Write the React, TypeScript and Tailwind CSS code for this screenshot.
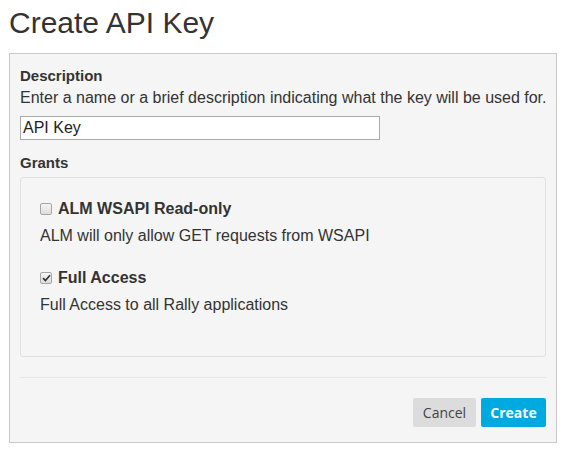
function Box({ checked }: { checked?: boolean }) {
  return (
    <span className="w-[12px] h-[12px] border border-[#a6a6a6] rounded-[2px] bg-gradient-to-b from-[#f4f4f4] to-[#dedede] flex items-center justify-center shrink-0">
      {checked && (
        <svg width="9" height="8" viewBox="0 0 9 8">
          <path d="M1 4.2 L3.4 6.6 L8 1.2" fill="none" stroke="#333" strokeWidth="1.7" />
        </svg>
      )}
    </span>
  );
}

export default function App() {
  return (
    <div className="w-[568px] h-[456px] bg-white text-[#333] font-['Liberation_Sans',Arial,sans-serif] overflow-hidden">
      <div className="h-[53px] pl-[9px] pt-[8px]">
        <h1 className="text-[30px] leading-none font-normal text-[#333]">Create API Key</h1>
      </div>

      <div className="ml-[9px] w-[548px] h-[390px] border border-[#c8c8c8] bg-[#f5f5f5] px-[10px] pt-[12px] flex flex-col">
        <div className="text-[15px] font-bold leading-[20px]">Description</div>
        <div className="mt-[1px] text-[16px] leading-[21px] whitespace-nowrap">
          Enter a name or a brief description indicating what the key will be used for.
        </div>
        <input
          defaultValue="API Key"
          className="mt-[8px] w-[360px] h-[24px] border border-[#a9a9a9] bg-white px-[2px] text-[16px] text-[#222] outline-none"
        />

        <div className="mt-[13px] text-[15px] font-bold leading-[20px]">Grants</div>
        <div className="mt-[4px] h-[180px] border border-[#e0e0e0] rounded-[3px] px-[19px] pt-[21px]">
          <label className="flex items-center gap-[6px] text-[16px] font-bold leading-[20px]">
            <Box />
            ALM WSAPI Read-only
          </label>
          <div className="mt-[7px] text-[16px] leading-[20px]">ALM will only allow GET requests from WSAPI</div>

          <label className="mt-[22px] flex items-center gap-[6px] text-[16px] font-bold leading-[20px]">
            <Box checked />
            Full Access
          </label>
          <div className="mt-[7px] text-[16px] leading-[20px]">Full Access to all Rally applications</div>
        </div>

        <div className="mt-[20px] border-t border-[#e6e6e6]" />

        <div className="mt-[20px] flex justify-end gap-[5px] font-['Open_Sans',sans-serif]">
          <button className="w-[63px] h-[29px] rounded-[2px] bg-[#dcdcdc] text-[14px] text-[#444]">Cancel</button>
          <button className="w-[65px] h-[29px] rounded-[2px] bg-[#00a9e0] text-[14px] font-bold text-white">Create</button>
        </div>
      </div>
    </div>
  );
}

#####

:: PROBLEM TO WORK ON ::
Print the complete listing exactly as it stands, without its pictures.

:: SOLUTION TO THIS PROBLEM ::
Write the React, TypeScript and Tailwind CSS code for this screenshot.
function Box({ checked }: { checked?: boolean }) {
  return (
    <span className="w-[12px] h-[12px] border border-[#a6a6a6] rounded-[2px] bg-gradient-to-b from-[#f4f4f4] to-[#dedede] flex items-center justify-center shrink-0">
      {checked && (
        <svg width="9" height="8" viewBox="0 0 9 8">
          <path d="M1 4.2 L3.4 6.6 L8 1.2" fill="none" stroke="#333" strokeWidth="1.7" />
        </svg>
      )}
    </span>
  );
}

export default function App() {
  return (
    <div className="w-[568px] h-[456px] bg-white text-[#333] font-['Liberation_Sans',Arial,sans-serif] overflow-hidden">
      <div className="h-[53px] pl-[9px] pt-[8px]">
        <h1 className="text-[30px] leading-none font-normal text-[#333]">Create API Key</h1>
      </div>

      <div className="ml-[9px] w-[548px] h-[390px] border border-[#c8c8c8] bg-[#f5f5f5] px-[10px] pt-[12px] flex flex-col">
        <div className="text-[15px] font-bold leading-[20px]">Description</div>
        <div className="mt-[1px] text-[16px] leading-[21px] whitespace-nowrap">
          Enter a name or a brief description indicating what the key will be used for.
        </div>
        <input
          defaultValue="API Key"
          className="mt-[8px] w-[360px] h-[24px] border border-[#a9a9a9] bg-white px-[2px] text-[16px] text-[#222] outline-none"
        />

        <div className="mt-[13px] text-[15px] font-bold leading-[20px]">Grants</div>
        <div className="mt-[4px] h-[180px] border border-[#e0e0e0] rounded-[3px] px-[19px] pt-[21px]">
          <label className="flex items-center gap-[6px] text-[16px] font-bold leading-[20px]">
            <Box />
            ALM WSAPI Read-only
          </label>
          <div className="mt-[7px] text-[16px] leading-[20px]">ALM will only allow GET requests from WSAPI</div>

          <label className="mt-[22px] flex items-center gap-[6px] text-[16px] font-bold leading-[20px]">
            <Box checked />
            Full Access
          </label>
          <div className="mt-[7px] text-[16px] leading-[20px]">Full Access to all Rally applications</div>
        </div>

        <div className="mt-[20px] border-t border-[#e6e6e6]" />

        <div className="mt-[20px] flex justify-end gap-[5px] font-['Open_Sans',sans-serif]">
          <button className="w-[63px] h-[29px] rounded-[2px] bg-[#dcdcdc] text-[14px] text-[#444]">Cancel</button>
          <button className="w-[65px] h-[29px] rounded-[2px] bg-[#00a9e0] text-[14px] font-bold text-white">Create</button>
        </div>
      </div>
    </div>
  );
}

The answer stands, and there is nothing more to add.